There are various ways of escaping this dilemma. One way to escape the imprisonment of form is death, for death causes one to return to the eternal flow of life. In this novel, many individuals seek death through suicide to overcome the tragic realization that comes with the awareness of the dilemma of “life in form.” This dilemma is presented historically and socially as the disappointment that occurred after the heroic ideals of the Risorgimento had become formalized and corrupted by the necessities of political form and expediency.
Another method of escape is abstracting oneself from life. This type of escape into pure form or pure abstraction necessitates the character’s separation from any involvement in life and feeling. This is the choice of Don Cosmo who lives a life of pure reason in philosophy.

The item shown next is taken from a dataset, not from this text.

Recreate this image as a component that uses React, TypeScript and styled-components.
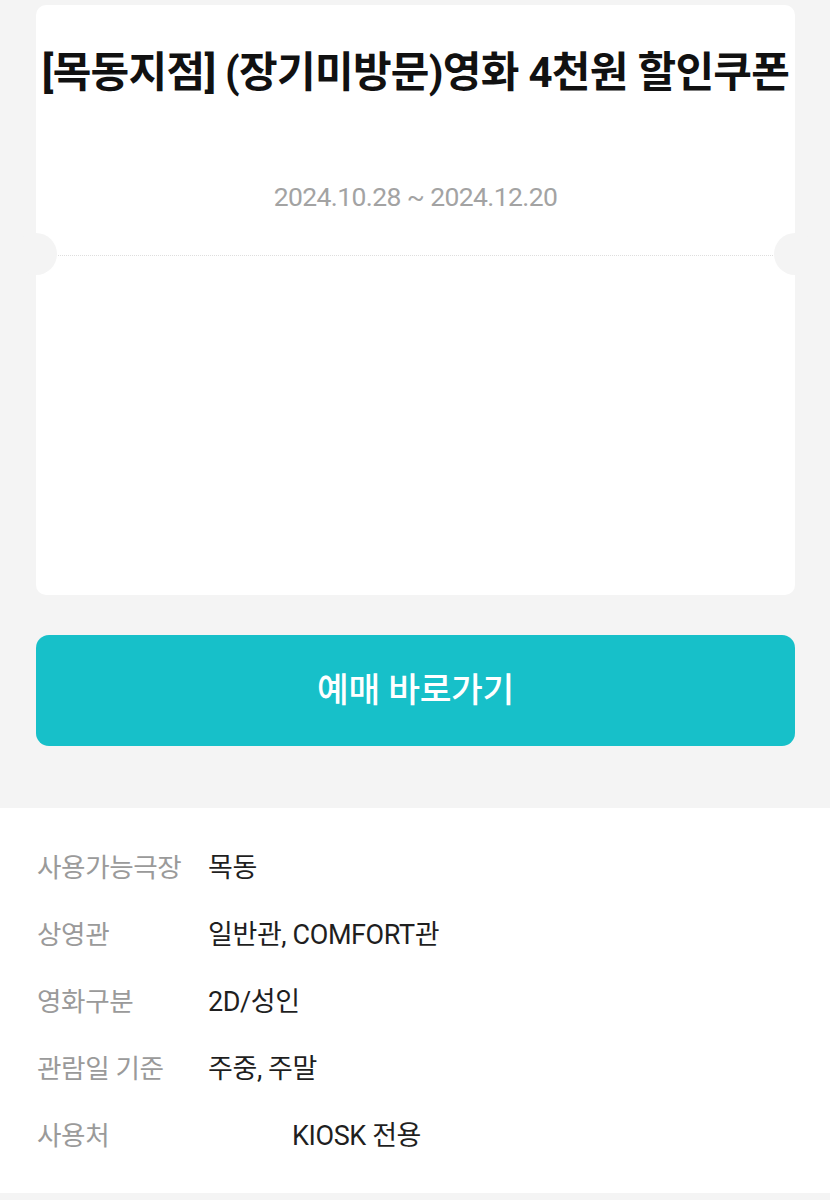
import React from "react"
import styled, { createGlobalStyle } from "styled-components"

const GlobalStyle = createGlobalStyle`
  html, body {
    margin: 0;
    padding: 0;
    background: #ffffff;
  }
  body {
    font-family: Roboto, "Noto Sans CJK KR", "Noto Sans", sans-serif;
    -webkit-font-smoothing: antialiased;
  }
`

const infoRows = [
  { label: "사용가능극장", value: "목동" },
  { label: "상영관", value: "일반관, COMFORT관" },
  { label: "영화구분", value: "2D/성인" },
  { label: "관람일 기준", value: "주중, 주말" },
  { label: "사용처", value: "KIOSK 전용", indent: true },
]

export default function App() {
  return (
    <>
      <GlobalStyle />
      <StyledTop>
        <Coupon>
          <CouponHead>
            <Title>[목동지점] (장기미방문)영화 4천원 할인쿠폰</Title>
            <Period>2024.10.28 ~ 2024.12.20</Period>
          </CouponHead>
          <Perforation>
            <DottedLine />
          </Perforation>
          <CouponBody />
        </Coupon>
        <BookButton type="button">예매 바로가기</BookButton>
      </StyledTop>
      <InfoList>
        {infoRows.map(row => (
          <InfoRow key={row.label}>
            <dt>{row.label}</dt>
            <InfoValue $indent={row.indent}>{row.value}</InfoValue>
          </InfoRow>
        ))}
      </InfoList>
      <BottomStrip />
    </>
  )
}

const StyledTop = styled.section`
  background: #f4f4f4;
  padding: 5px 35px 62px 36px;
  display: flex;
  flex-direction: column;
  gap: 40px;
`

const Coupon = styled.div`
  display: flex;
  flex-direction: column;
  height: 590px;
`

const CouponHead = styled.div`
  background: #fff;
  border-radius: 10px 10px 0 0;
  height: 248px;
  display: flex;
  flex-direction: column;
  align-items: center;
`

const Title = styled.h1`
  margin: 38px 0 0;
  font-size: 42px;
  font-weight: 700;
  line-height: 60px;
  letter-spacing: -0.7px;
  color: #111;
  white-space: nowrap;
`

const Period = styled.p`
  margin: 78px 0 0;
  font-size: 26.5px;
  line-height: 32px;
  color: #a3a3a3;
  letter-spacing: -0.6px;
`

const Perforation = styled.div`
  position: relative;
  height: 10px;
  background: #fff;
  padding: 2px 22px 0;

  &::before,
  &::after {
    content: "";
    position: absolute;
    top: -20px;
    width: 42px;
    height: 42px;
    border-radius: 50%;
    background: #f4f4f4;
    z-index: 1;
  }
  &::before {
    left: -21px;
  }
  &::after {
    right: -21px;
  }
`

const DottedLine = styled.div`
  border-top: 1px dotted #dedede;
`

const CouponBody = styled.div`
  flex: 1;
  background: #fff;
  border-radius: 0 0 10px 10px;
`

const BookButton = styled.button`
  height: 111px;
  border: none;
  border-radius: 13px;
  background: #17c0c9;
  color: #fff;
  font-family: Roboto, "Noto Sans CJK KR", sans-serif;
  font-size: 34.5px;
  font-weight: 500;
  letter-spacing: -0.3px;
  padding: 0 0 8px;
`

const InfoList = styled.dl`
  margin: 0;
  padding: 24px 36px 26px 37px;
  background: #fff;
`

const InfoRow = styled.div`
  display: flex;
  align-items: center;
  height: 67px;

  dt {
    width: 171px;
    font-size: 26.6px;
    color: #9a9a9a;
    letter-spacing: -0.4px;
  }
`

const InfoValue = styled.dd<{ $indent?: boolean }>`
  margin: 0 0 0 ${p => (p.$indent ? "84px" : "0")};
  font-size: 27px;
  color: #1f1f1f;
  letter-spacing: -0.4px;
`

const BottomStrip = styled.div`
  height: 8px;
  background: #f4f4f4;
`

His brother, Don Ippolito, escapes the dilemma of life by retreating into conscious illusion; he lives in the past, in his archeological studies of the site upon which his palace rests. He converts his estate into a replica of the Bourbon past and lives a life of conscious madness. Other characters in the novel (Dianella and Mortara) escape the dilemma of life through unconscious madness.
The novel not only presents the dualism of life and form thematically, but structurally as well. Book 1 deals with the past, with Sicily, with the hopes of the Risorgimento, with life as possibility. Book 2 presents Rome, the corruption of the heroes following the formalization of their heroic ideals, and the subsequent destruction of all hope, the escape from reality.
Thus the setting of the novel, the depiction of a historical moment in Italian history, is interwoven with the basic Pirandellian theme of the conflict of life and form and the multiple ways in which individuals cope with the awareness of this conflict.